Indeed I have in mind to make a short movie of this pretty little thing in action: setting it up and then playing a record. It's really interesting how it was engineered. Weather forecasts are awful for this weekend

so I might really take the chance to do some takes, and then cut and mount them with Movie Maker. How are they usually displayed here? By directly uploading the movie into the database, or is it preferred uploaded on YouTube and then linked within a post?
I also rehauled the back of the soundbox while on it. Oddly enough it doesn't really have an isolator: the same task is performed yet again with strips of gasket tubing. This is very good as you don't need a specific spare part: you can build it up with generic stuff.
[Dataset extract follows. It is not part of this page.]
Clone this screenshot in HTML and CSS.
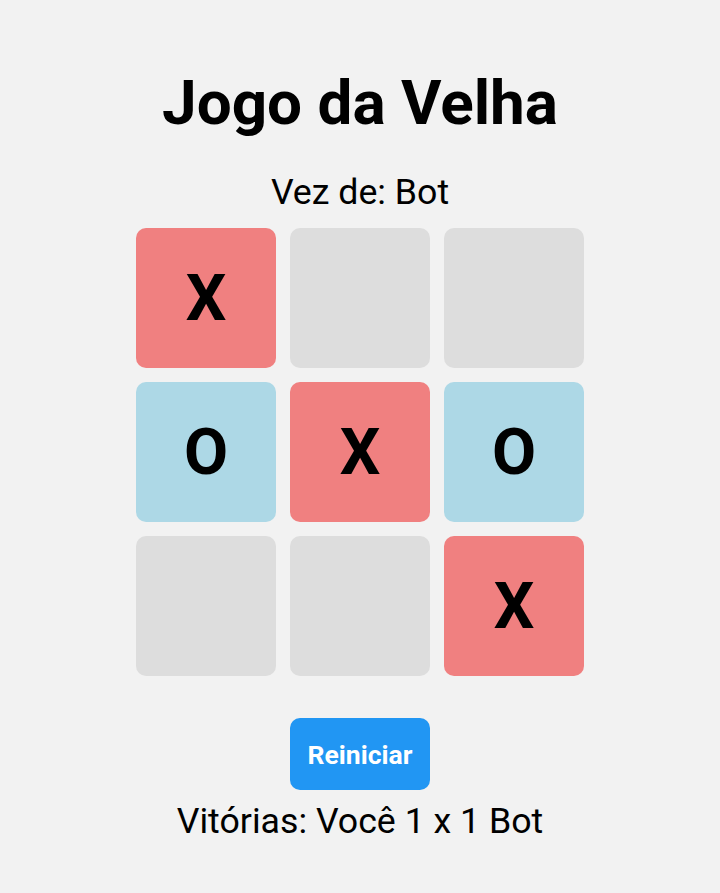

Unfortunately I think that another gasket is hidden
below the bayonet connector, wich is stuck as again the old tubing has horribly pasted to the metal, and I gave up on pulling the part. I was really up to the limit of cracking the metal, which *might* be pot as far as I know, and then... bye bye!

A broken Colibri soundbox in your hand, the replacement for which is easily found... on Mars! I'm not really concerned about it, however. The sound quality in such a small machine is limited by geometry, and anyway a new isolator doesn't really turn the cards even in much better machines, usually.
Cutouts of tubing are also used as dampers in the needlebar yoke, you can see one of the two if you closely look at the picture. That was quite unusual as well, at least in my experience.